--- Start Given information ---

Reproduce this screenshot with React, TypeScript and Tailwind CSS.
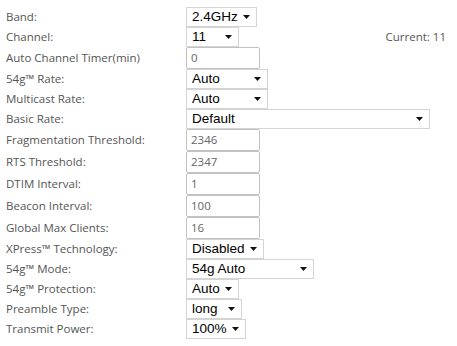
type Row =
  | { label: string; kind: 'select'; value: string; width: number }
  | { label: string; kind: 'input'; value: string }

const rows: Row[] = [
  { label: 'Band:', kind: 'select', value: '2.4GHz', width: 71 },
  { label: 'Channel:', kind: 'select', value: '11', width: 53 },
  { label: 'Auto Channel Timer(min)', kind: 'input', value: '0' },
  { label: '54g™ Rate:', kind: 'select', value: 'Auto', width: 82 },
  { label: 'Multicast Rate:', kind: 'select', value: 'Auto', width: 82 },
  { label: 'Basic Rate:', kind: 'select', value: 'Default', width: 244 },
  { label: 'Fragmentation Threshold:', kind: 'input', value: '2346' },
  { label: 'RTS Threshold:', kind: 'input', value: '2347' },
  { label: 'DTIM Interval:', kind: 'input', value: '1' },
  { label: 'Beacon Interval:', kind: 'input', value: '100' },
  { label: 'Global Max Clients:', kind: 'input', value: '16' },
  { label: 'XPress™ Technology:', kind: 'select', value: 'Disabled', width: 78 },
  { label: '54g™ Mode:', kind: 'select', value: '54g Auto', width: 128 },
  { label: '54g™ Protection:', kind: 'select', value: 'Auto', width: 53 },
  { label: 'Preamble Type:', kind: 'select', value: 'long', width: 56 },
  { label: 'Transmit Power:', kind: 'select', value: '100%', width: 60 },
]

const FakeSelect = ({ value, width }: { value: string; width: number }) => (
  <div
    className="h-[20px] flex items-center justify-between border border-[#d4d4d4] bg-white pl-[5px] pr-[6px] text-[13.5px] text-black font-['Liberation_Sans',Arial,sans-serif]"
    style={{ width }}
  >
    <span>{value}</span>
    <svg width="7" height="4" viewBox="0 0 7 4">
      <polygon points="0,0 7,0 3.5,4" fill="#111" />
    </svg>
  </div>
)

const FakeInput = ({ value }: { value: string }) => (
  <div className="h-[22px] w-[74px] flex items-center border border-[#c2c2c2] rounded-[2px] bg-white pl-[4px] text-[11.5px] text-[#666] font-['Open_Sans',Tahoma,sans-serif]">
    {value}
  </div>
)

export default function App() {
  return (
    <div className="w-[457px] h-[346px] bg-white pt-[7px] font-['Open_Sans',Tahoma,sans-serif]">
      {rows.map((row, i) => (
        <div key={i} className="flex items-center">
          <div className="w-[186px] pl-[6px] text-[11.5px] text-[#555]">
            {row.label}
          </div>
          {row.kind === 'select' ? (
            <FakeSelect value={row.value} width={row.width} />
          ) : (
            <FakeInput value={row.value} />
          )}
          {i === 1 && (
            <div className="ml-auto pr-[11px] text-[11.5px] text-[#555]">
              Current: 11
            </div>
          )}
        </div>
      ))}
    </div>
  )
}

--- End Given information ---

> [Your instructions]: Reproduce the material above exactly, first line through the line that contains "string; kind: 'input';", minus the pictures.

> [Written answer]:
Reproduce this screenshot with React, TypeScript and Tailwind CSS.
type Row =
  | { label: string; kind: 'select'; value: string; width: number }
  | { label: string; kind: 'input'; value: string }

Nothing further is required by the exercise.